If Sirk's satirical touch can sometimes be heavy and unsubtle, his visual sense is unfailingly exactly the opposite. Here, his style is most effective in contrasting the harshness of his high society satire with the lush warmth of his visuals, especially in the scenes set at Ron's country retreat. Ron's lifestyle evokes the pastoral philosophy of Henry David Thoreau's Walden, which is quoted from in one scene. Ron's true-to-himself philosophy and rugged life, continually in touch with nature, is a stark contrast to the hermetically sealed spaces of Cary's old-money mansion, her dead husband's ancestral home and a constant reminder of her widowhood. Her daughter Kay (Gloria Talbott), a social worker who provides some of the film's funniest comic relief in her straight-faced presentations of Freudian psychobabble, tells her mother about the old, outdated Egyptian custom of entombing the wife with her dead husband so she might enter the afterlife with him. That custom is long gone, the daughter assures her, but Cary isn't so sure, and with good reason. What is her house but a brightly lit tomb, with her dead husband's possessions all around her? And the townspeople are only too glad to make sure she stays in this tomb, alone and unhappy, unless of course she decides to marry a socially acceptable man like the much older Harvey (Conrad Nagel), who lacks passion or emotion but offers her at least, in his dry way, "companionship."
The idea of the dead's possessions comes up again when she decides to marry Ron and begins packing away some of the more visible reminders of her status as a widow, including a trophy that had long sat on the living room mantle. When her son Ned (William Reynolds) discovers this, he's enraged, and he corners her later on for a late-night argument, in which he winds up next to the mantle, the trophy a conspicuous absence next to him, with two urn-like vases framing the empty space. Sirk does everything he can to draw attention to this absence, making the scene's focal point the disappearance of the trophy, while neither Ned nor Cary makes any mention of it during the course of the conversation. They're talking about Cary's impending marriage and Ned's feelings about it, but implicit underneath it all is the implication that Cary is trying to leave her husband's tomb, that she's putting away his possessions and forsaking her caretaker status.

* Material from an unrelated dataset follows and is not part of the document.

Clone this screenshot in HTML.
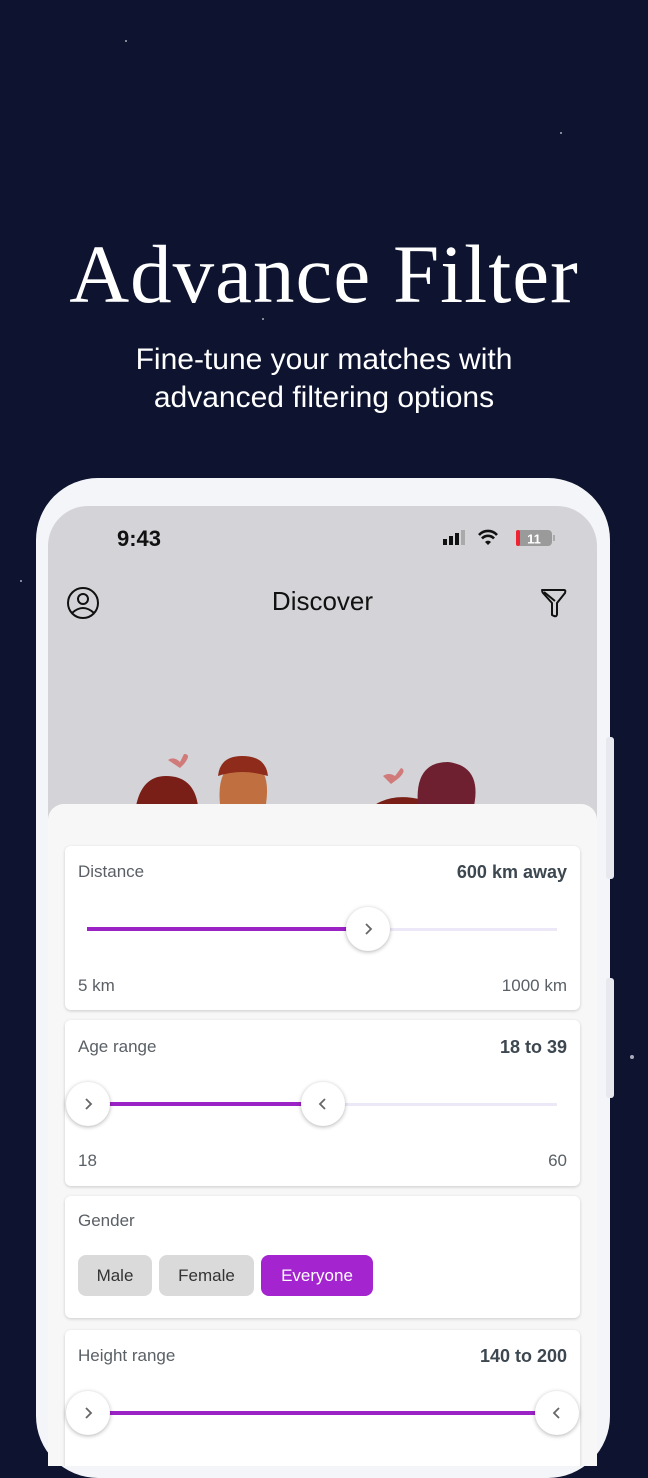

It's this kind of subtextual visual touch that sets Sirk apart. He's working, as always, with a somewhat over-obvious and melodramatic script, with Kay a perfect vehicle through which to explain the characters' psychological motivations. She's often lampooned within the film for her ready explanations, which she wields like a shield even in a romantic encounter, but the script also uses her as an all-purpose explainer to draw out emotions that Sirk rendered perfectly well through his mise en scène. Thankfully, the love between Cary and Ron is left unexplained, in a rare moment of restraint from the script. Their love requires no better explanation than the quiet moments they share in front of the frosty blue glass of the window in Ron's home, looking out on a glorious winter snowscape. These moments abound in this film, as Sirk clearly sides himself with Ron's closeness to nature and quiet romanticism. In the film's final scene, when Cary finally comes back to Ron after all the troubles they've endured, their reconnection is symbolized by a reindeer that walks right up to the glass window that earlier backgrounded their most intimate moments. This is another potent melodrama from the master of such films, possibly the only director in the classical Hollywood era able to elevate such lurid women's pictures above the level of their writing through the sheer force of his visual expression and sensitivity towards his characters.
Vera Cruz is Robert Aldrich's rollicking adventure film set in the midst of the Mexican revolution against the emperor Maximilian. Among the American mercenaries heading south to get in on the fighting (and the monetary rewards) are Joe Erin (Burt Lancaster), a vicious bandit with a trust-no-one credo, and Ben Trane (Gary Cooper), a former Confederate officer and plantation owner who just wants money to rebuild his shattered life in the aftermath of the Civil War. These two unlikely compatriots team up, and even enter into an uneasy friendship, as they jockey for control of a massive cache of gold in the care of Maximilian's forces. It's a film of treachery and shifting loyalties, complicated by the addition of Denise Darcel as a shady countess not above using her considerable charms to blind men to her schemes, and Sara Montiel as the feisty Spanish girl whose sympathies lie with the rebels.
The film may locate the western genre south of the border (the better to stereotype its Mexican inhabitants), but otherwise it's a pretty typical example of the buddy western, with two diametrically opposed friends united by a common cause. Cooper's tough but moral Southern gentleman and Lancaster's sneering, dirty-dealing thief can't remain friends for long, and the film builds considerable suspense around the question of who's going to betray whom first. Aldrich's characteristic interest in the immorality and bluster puts the focus squarely on Lancaster, whose leering, over-the-top performance carries the film. Cooper plays the straight man in comparison, stolid and quiet as ever, letting Lancaster's gleeful amorality dominate the film until the inevitable final showdown necessarily pits the two opposing philosophies against one another. It's a predictable Hollywood western in so many ways, and Aldrich hardly does to the western what he did to the noir in Kiss Me Deadly. Lancaster and Cooper are the two competing visions of the American masculine archetype, the bad boy and the tough quiet one, but there's no deconstruction of these archetypes, just the celebration of their ultimate on-screen avatars. Still, it's a fun enough film in this vein.
More damning is the apparently slapdash quality of the editing, especially in the fight scenes, where awkward edits continually try to conceal the fact that the film's stunts and fight choreography were woefully inadequate. These obvious mid-action cuts have the effect of disrupting the space of the battle scenes, entirely breaking any illusion of continuity between the opposing sides and deflating the sense of excitement. If this was done with more rigor or intentionality, it could be seen as a deconstructionist gesture on par with the critique of Mike Hammer in Kiss Me Deadly, but in this film it just comes off as sloppy and shockingly amateurish in an otherwise polished and traditional production. Even with these failings, Vera Cruz isn't a total disappointment, and as a light 50s Hollywood entertainment it certainly does its job. Aldrich would go on to much better work only a year later, though, so in the context of his career this is a minor early entry, already showing evidence of his interests but still not as self-assured or distinctive as his best films.